Pick out the lines below with "screenshot" and list them.

>>

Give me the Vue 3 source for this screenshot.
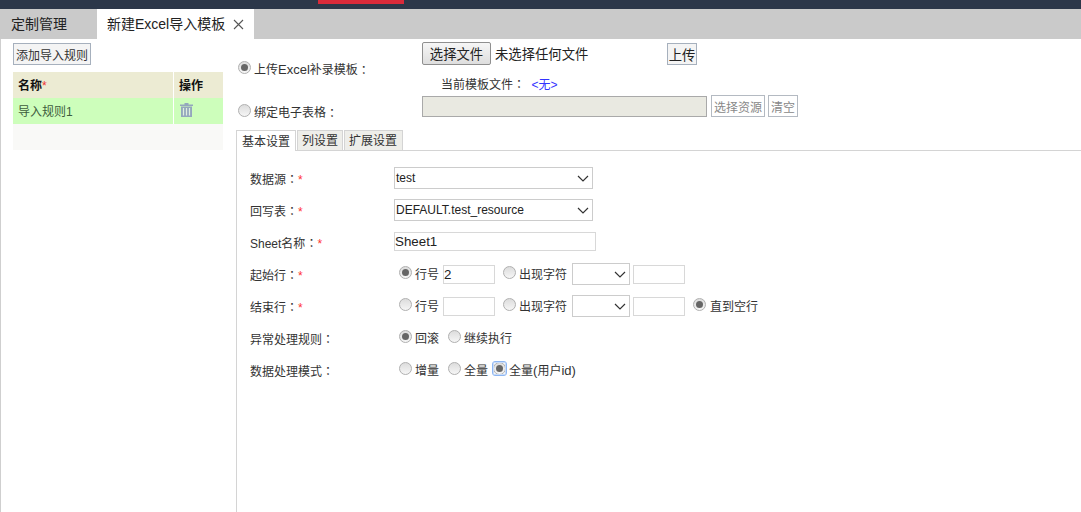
<script setup>
const rules = [{ name: '导入规则1' }]
const lineOptions = ['行号', '出现字符']
</script>

<template>
  <div class="page">
    <header class="topbar"><span class="topbar-red"></span></header>
    <nav class="tabbar">
      <span class="tab">定制管理</span>
      <span class="tab active">新建Excel导入模板
        <svg class="close" width="11" height="11" viewBox="0 0 11 11"><path d="M1 1L10 10M10 1L1 10" stroke="#555" stroke-width="1.1" fill="none"/></svg>
      </span>
    </nav>
    <main class="body">
      <aside class="left">
        <button class="btn add">添加导入规则</button>
        <div class="tbl">
          <div class="tr head"><div class="c1"><b>名称</b><i>*</i></div><div class="c2"><b>操作</b></div></div>
          <div v-for="r in rules" :key="r.name" class="tr sel">
            <div class="c1">{{ r.name }}</div>
            <div class="c2">
              <svg width="13" height="14" viewBox="0 0 13 14" class="trash">
                <path d="M0 1.5h13v1.5H0zM4.5 0h4v1.5h-4z" fill="#94a7bd"/>
                <path d="M1 3.5h11V14H1z" fill="#94a7bd"/>
                <path d="M3.5 5v7.5M6.5 5v7.5M9.5 5v7.5" stroke="#dfeee0" stroke-width="1.2"/>
              </svg>
            </div>
          </div>
          <div class="tr blank"></div>
        </div>
      </aside>
      <section class="right">
        <div class="source">
          <div class="src-labels">
            <label class="src-a"><span class="radio on"></span>上传<span class="lat">Excel</span>补录模板<span class="cl">：</span></label>
            <label class="src-b"><span class="radio"></span>绑定电子表格<span class="cl">：</span></label>
          </div>
          <div class="src-fields">
            <div class="file-row">
              <button class="file-btn">选择文件</button>
              <span class="file-text">未选择任何文件</span>
              <button class="btn upload">上传</button>
            </div>
            <div class="current">当前模板文件<span class="cl">：</span> <span class="none">&lt;无&gt;</span></div>
            <div class="res-row">
              <span class="res-input"></span>
              <button class="btn dim res-btn">选择资源</button>
              <button class="btn dim">清空</button>
            </div>
          </div>
        </div>
        <div class="tabs2">
          <span class="t2 on">基本设置</span><span class="t2">列设置</span><span class="t2 last">扩展设置</span>
        </div>
        <div class="form">
          <div class="row">
            <div class="lab">数据源<span class="cl">：</span><i>*</i></div>
            <div class="select wide"><span>test</span><svg class="chev" width="12" height="7" viewBox="0 0 12 7"><path d="M1 1l5 5 5-5" fill="none" stroke="#333" stroke-width="1.2"/></svg></div>
          </div>
          <div class="row">
            <div class="lab">回写表<span class="cl">：</span><i>*</i></div>
            <div class="select wide"><span>DEFAULT.test_resource</span><svg class="chev" width="12" height="7" viewBox="0 0 12 7"><path d="M1 1l5 5 5-5" fill="none" stroke="#333" stroke-width="1.2"/></svg></div>
          </div>
          <div class="row">
            <div class="lab">Sheet名称<span class="cl">：</span><i>*</i></div>
            <div class="input sheet">Sheet1</div>
          </div>
          <div class="row">
            <div class="lab">起始行<span class="cl">：</span><i>*</i></div>
            <div class="ctrl pad">
              <span class="radio on"></span><span class="rt">{{ lineOptions[0] }}</span>
              <span class="input num">2</span>
              <span class="radio r2"></span><span class="rt">{{ lineOptions[1] }}</span>
              <span class="select mini"><svg class="chev" width="12" height="7" viewBox="0 0 12 7"><path d="M1 1l5 5 5-5" fill="none" stroke="#333" stroke-width="1.2"/></svg></span>
              <span class="input num"></span>
            </div>
          </div>
          <div class="row">
            <div class="lab">结束行<span class="cl">：</span><i>*</i></div>
            <div class="ctrl pad">
              <span class="radio"></span><span class="rt">{{ lineOptions[0] }}</span>
              <span class="input num"></span>
              <span class="radio r2"></span><span class="rt">{{ lineOptions[1] }}</span>
              <span class="select mini"><svg class="chev" width="12" height="7" viewBox="0 0 12 7"><path d="M1 1l5 5 5-5" fill="none" stroke="#333" stroke-width="1.2"/></svg></span>
              <span class="input num"></span>
              <span class="radio r3 on"></span><span class="rt">直到空行</span>
            </div>
          </div>
          <div class="row">
            <div class="lab">异常处理规则<span class="cl">：</span></div>
            <div class="ctrl pad">
              <span class="radio on"></span><span class="rt">回滚</span>
              <span class="radio r4"></span><span class="rt">继续执行</span>
            </div>
          </div>
          <div class="row">
            <div class="lab">数据处理模式<span class="cl">：</span></div>
            <div class="ctrl pad">
              <span class="radio"></span><span class="rt">增量</span>
              <span class="radio r4"></span><span class="rt">全量</span>
              <span class="radio on focus"></span><span class="rt">全量<span class="lat">(</span>用户<span class="lat">id)</span></span>
            </div>
          </div>
        </div>
      </section>
    </main>
  </div>
</template>

<style>
html, body { margin: 0; background: #fff; overflow: hidden; }
</style>

<style scoped>
.page { width: 1081px; height: 512px; overflow: hidden; font: 12px "Liberation Sans", "Noto Sans CJK SC", sans-serif; color: #333; background: #fff; }
.cl { font-family: "Noto Sans CJK TC", sans-serif; }
.lat { font-size: 13px; }
.topbar { height: 9px; background: #2c3749; padding-left: 318px; }
.topbar-red { display: block; width: 86px; height: 4px; background: #d92a3a; }
.tabbar { height: 30px; background: #cacaca; display: flex; padding-left: 1px; }
.tab { width: 96px; padding-left: 10px; box-sizing: border-box; line-height: 30px; font-size: 14px; color: #222; }
.tab.active { width: 157px; background: #fff; display: flex; align-items: center; padding-left: 10px; white-space: nowrap; }
.close { margin-left: 8px; margin-top: 1px; flex: none; }
.body { display: flex; height: 473px; border-left: 1px solid #cfcfcf; box-sizing: border-box; }
.left { width: 236px; flex: none; padding: 4px 0 0 12px; box-sizing: border-box; }
.btn { font: inherit; color: #333; background: #f4f4f4; border: 1px solid #a6b0bd; padding: 0; height: 22px; box-sizing: border-box; display: block; }
.add { width: 78px; }
.tbl { margin-top: 7px; width: 210px; }
.tr { display: flex; height: 26px; line-height: 28px; }
.c1 { width: 161px; padding-left: 5px; box-sizing: border-box; border-right: 1px solid #fff; }
.c2 { flex: 1; padding-left: 5px; }
.head { background: #ecebd3; color: #111; }
.head i { color: #e33; font-style: normal; }
.sel { background: #cdfebb; color: #3d5c3d; }
.trash { display: block; margin: 5px 0 0 1px; }
.blank { background: #f9f9f7; }
.right { flex: 1; min-width: 0; }
.source { display: flex; height: 91px; }
.src-labels { width: 185px; flex: none; }
.src-labels label { display: flex; align-items: center; margin-left: 1px; color: #333; line-height: 16px; }
.src-labels .radio { margin-right: 3px; top: -3px; }
.src-a { margin-top: 23px; }
.src-b { margin-top: 27px; }
.src-fields { flex: 1; padding-top: 3px; }
.file-row { display: flex; align-items: center; height: 23px; }
.file-btn { width: 69px; height: 23px; font: 13.33px "Liberation Sans", "Noto Sans CJK SC", sans-serif; color: #222; border: 1px solid #8f8f8f; border-radius: 2px; background: linear-gradient(#f6f6f6, #dedede); padding: 0; }
.file-text { margin-left: 4px; width: 172px; font-size: 13.33px; color: #222; }
.upload { width: 30px; height: 22px; font-size: 13.33px; color: #222; align-self: flex-start; margin-top: 1px; }
.current { margin: 11px 0 0 19px; line-height: 16px; height: 16px; }
.none { color: #33f; margin-left: 3px; }
.res-row { display: flex; margin-top: 3px; height: 22px; align-items: flex-end; }
.res-input { width: 285px; height: 21px; box-sizing: border-box; background: #e9e9e1; border: 1px solid #a9a9a9; }
.dim { color: #888; background: #fff; height: 22px; width: 30px; font-size: 12px; border-color: #b4bac2; }
.res-btn { width: 54px; margin-left: 4px; margin-right: 3px; }
.tabs2 { display: flex; height: 20px; border-bottom: 1px solid #d4d4d4; align-items: flex-end; margin-left: -1px; }
.t2 { height: 20px; line-height: 20px; box-sizing: border-box; border: 1px solid #d4d4d4; border-bottom: 0; background: #eeeeea; padding: 0 4px; margin-right: 1px; color: #333; }
.t2.last { padding-right: 5px; }
.t2.on { height: 21px; margin-bottom: -1px; background: #fff; width: 60px; padding: 1px 0 0 5px; line-height: 20px; }
.form { border-left: 1px solid #d4d4d4; margin-left: -1px; height: 362px; padding: 11px 0 0 13px; box-sizing: border-box; }
.row { display: flex; align-items: center; height: 32px; }
.lab { width: 144px; flex: none; color: #333; line-height: 16px; padding-top: 2px; }
.lab i { color: #f33; font-style: normal; }
.select { display: flex; align-items: center; justify-content: space-between; box-sizing: border-box; border: 1px solid #ccc; background: #fff; color: #222; }
.wide { width: 199px; height: 22px; padding: 0 3px 0 1px; font-size: 12px; }
.input { display: inline-block; box-sizing: border-box; border: 1px solid #d8d8d8; background: #fff; color: #222; }
.sheet { width: 202px; height: 19px; line-height: 17px; font-size: 13.33px; position: relative; top: -1px; }
.ctrl { display: flex; align-items: center; }
.pad { padding-left: 5px; }
.rt { margin-left: 3px; white-space: nowrap; color: #333; line-height: 16px; padding-top: 2px; }
.radio { flex: none; display: inline-block; width: 13px; height: 13px; box-sizing: border-box; border-radius: 50%; border: 1px solid #b0b0b0; background: linear-gradient(#dcdcdc, #f6f6f6); position: relative; top: -2px; }
.radio.on::after { content: ""; position: absolute; left: 2px; top: 2px; width: 7px; height: 7px; border-radius: 50%; background: #666; }
.radio.focus { margin-left: 5px; }
.radio.focus::before { content: ""; position: absolute; left: -2px; top: -2px; width: 13px; height: 13px; border: 1px solid #8db6f2; border-radius: 3px; box-shadow: inset 0 0 0 1px #c9dcf8; }
.num { width: 52px; height: 19px; line-height: 17px; margin-left: 4px; padding-left: 0; font-size: 13.33px; }
.r2 { margin-left: 8px; }
.mini { width: 58px; height: 22px; margin-left: 5px; padding-right: 3px; justify-content: flex-end; }
.mini + .num { margin-left: 3px; }
.r3 { margin-left: 8px; }
.r3 + .rt { margin-left: 4px; }
.r4 { margin-left: 9px; }
</style>
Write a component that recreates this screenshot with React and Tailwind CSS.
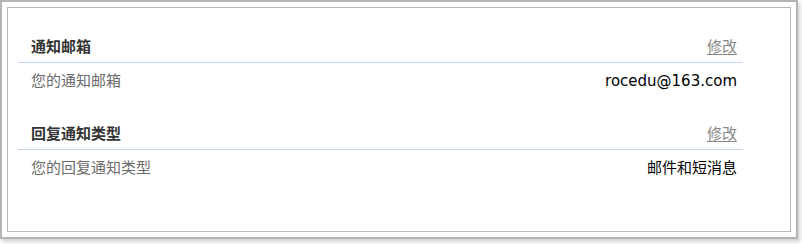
import React from "react";

const sections = [
	{ title: "通知邮箱", label: "您的通知邮箱", value: "rocedu@163.com" },
	{ title: "回复通知类型", label: "您的回复通知类型", value: "邮件和短消息" },
];

const App = () => {
	return (
		<div className="w-[802px] h-[244px] bg-white font-['DejaVu_Sans','Noto_Sans_CJK_SC',sans-serif]">
			{/* outer frame */}
			<div className="w-[798px] h-[239px] border-2 border-[#b4b4b4] p-[5px] flex shadow-[2px_3px_4px_rgba(0,0,0,0.18)]">
				{/* inner frame */}
				<div className="flex-1 border border-[#bababa] pt-[29px] pl-[10px] pr-[47px] flex flex-col gap-[33px]">
					{sections.map((s) => (
						<div key={s.title} className="flex flex-col">
							<div className="flex justify-between items-center border-b border-[#c6d5ea] pl-[13px] pr-[6px] pb-[5px] leading-[20px] text-[15px]">
								<span className="font-bold text-[#333]">{s.title}</span>
								<a className="text-[#888] underline underline-offset-2 cursor-pointer">修改</a>
							</div>
							<div className="flex justify-between items-center pl-[13px] pr-[6px] pt-[8px] leading-[20px] text-[15px]">
								<span className="text-[#6b6b6b]">{s.label}</span>
								<span className="text-black">{s.value}</span>
							</div>
						</div>
					))}
				</div>
			</div>
		</div>
	);
};

export default App;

<<

RESPONSE TO THE EXERCISE:
Give me the Vue 3 source for this screenshot.
Write a component that recreates this screenshot with React and Tailwind CSS.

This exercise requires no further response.